The frontier experience, however, did not lead to a democratized Catholic church. Catholic clerics increasingly turned to eastern bishops and Rome for guidance on challenges and difficulties that issued from the frontier. A shortage of supplies of ritual and devotional materials, lapsed church members discouraged by the absence of churches and infrequent contact with clergy, mixed marriages, the challenge of converting Protestants to the faith, and establishing schools and nunneries forced the Catholic bishops "to invoke standard techniques of establishing authority. … [T]raditional responses eventually worked better in maintaining authority, preserving the faithful, winning converts, and elaborating the institutional presence of the church" (180–81).

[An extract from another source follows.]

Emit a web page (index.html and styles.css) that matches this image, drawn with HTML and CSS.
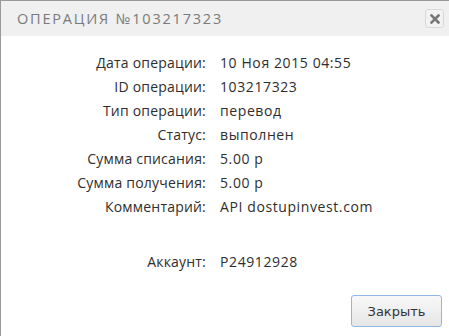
FILE: index.html
```html
<!DOCTYPE html>
<html lang="ru">
<head>
  <meta charset="UTF-8" />
  <title>Операция №103217323</title>
  <link rel="stylesheet" href="styles.css">
</head>
<body>

  <div class="dialog">
    <div class="dialog-header">
      <span class="dialog-title">Операция №103217323</span>
      <button class="close-btn" title="Закрыть">
        <svg width="10" height="10" viewBox="0 0 10 10">
          <path d="M1.5 1.5 L8.5 8.5 M8.5 1.5 L1.5 8.5" stroke="#777" stroke-width="2.6" stroke-linecap="square"/>
        </svg>
      </button>
    </div>

    <div class="dialog-body">
      <div class="info">
        <div class="label">Дата операции:</div>
        <div class="value">10 Ноя 2015 04:55</div>

        <div class="label">ID операции:</div>
        <div class="value">103217323</div>

        <div class="label">Тип операции:</div>
        <div class="value">перевод</div>

        <div class="label">Статус:</div>
        <div class="value">выполнен</div>

        <div class="label">Сумма списания:</div>
        <div class="value">5.00 р</div>

        <div class="label">Сумма получения:</div>
        <div class="value">5.00 р</div>

        <div class="label">Комментарий:</div>
        <div class="value">API dostupinvest.com</div>

        <div class="spacer"></div>

        <div class="label">Аккаунт:</div>
        <div class="value">P24912928</div>
      </div>
    </div>

    <div class="dialog-footer">
      <button class="btn">Закрыть</button>
    </div>
  </div>

</body>
</html>
```

FILE: styles.css
```css
body {
  margin: 0;
  background: #fff;
  font-family: 'Open Sans', sans-serif;
}

.dialog {
  width: 448px;
  height: 335px;
  border-top: 1px solid #9a9a9a;
  border-left: 1px solid #9a9a9a;
  background: #fff;
  display: flex;
  flex-direction: column;
}

.dialog-header {
  height: 35px;
  background: #f0f0f0;
  display: flex;
  align-items: center;
  justify-content: space-between;
  padding: 0 5px 0 16px;
}

.dialog-title {
  text-transform: uppercase;
  color: #7a7a7a;
  font-size: 14.5px;
  letter-spacing: 1.8px;
}

.close-btn {
  width: 19px;
  height: 19px;
  padding: 0;
  border: 1px solid #d8d8d8;
  border-radius: 3px;
  background: #f2f2f2;
  display: flex;
  align-items: center;
  justify-content: center;
  cursor: pointer;
}

.dialog-body {
  flex: 1;
  padding-top: 15px;
}

.info {
  display: grid;
  grid-template-columns: 205px 1fr;
  column-gap: 14px;
  line-height: 24px;
  font-size: 14px;
  color: #2e2e2e;
}

.label {
  text-align: right;
  letter-spacing: 0.2px;
}

.value {
  letter-spacing: 0.6px;
}

.spacer {
  grid-column: 1 / 3;
  height: 31px;
}

.dialog-footer {
  display: flex;
  justify-content: flex-end;
  padding: 0 7px 9px 0;
}

.btn {
  width: 91px;
  height: 32px;
  font-family: 'DejaVu Sans', Verdana, sans-serif;
  font-size: 13px;
  color: #333;
  border: 1px solid #8fb8e6;
  border-radius: 3px;
  background: linear-gradient(#f8f8f8, #e6e6e6);
  cursor: pointer;
}
```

Ultimately, the frontier had an ironic and contradictory effect on Catholicism. In the 1780s and 1790s, Catholic leaders in the Ohio Valley worried about "appearing too foreign in the American context"; yet the West seemed fertile ground on which the Church might take root and grow through proselytizing and conversion (145). It was precisely the amicable relationship between Catholics and Protestants and their proximity to one another on the frontier that presented an opportunity to church leaders to engage, educate, impress, and convert non-Catholics. In the early nineteenth century, church leaders became more emboldened and aggressive in their efforts to define a distinct Roman Catholicism. Enhanced Catholic uniqueness in the Ohio Valley, however, alarmed Protestants who were increasingly alienated from and posed a doctrinal challenge to the Church in the 1830s and beyond. The Ohio Valley middle ground became a battle ground between Catholicism and Protestant denominations that paralleled sectarian tensions in the East.

The strength of Dichtl's work—its clergy-oriented perspective—also constitutes a weakness. Non-Catholics and Protestants who occupied this [End Page 131] cultural and religious middle ground hover in the background of his narrative. He contends that the frontier offered a variety of "contact points" on which "kinetic interactions" between Catholics and non-Catholics, laity and clergy took place. Yet the problems faced by the Church clergy overshadow and at times eclipse any sustained analysis of Catholic-Protestant relations and negotiations in backcountry settlements. Nevertheless, Frontiers of Faith enriches our understanding of the Catholic community on the frontier and is a fresh and much welcomed addition to U.S. religious history.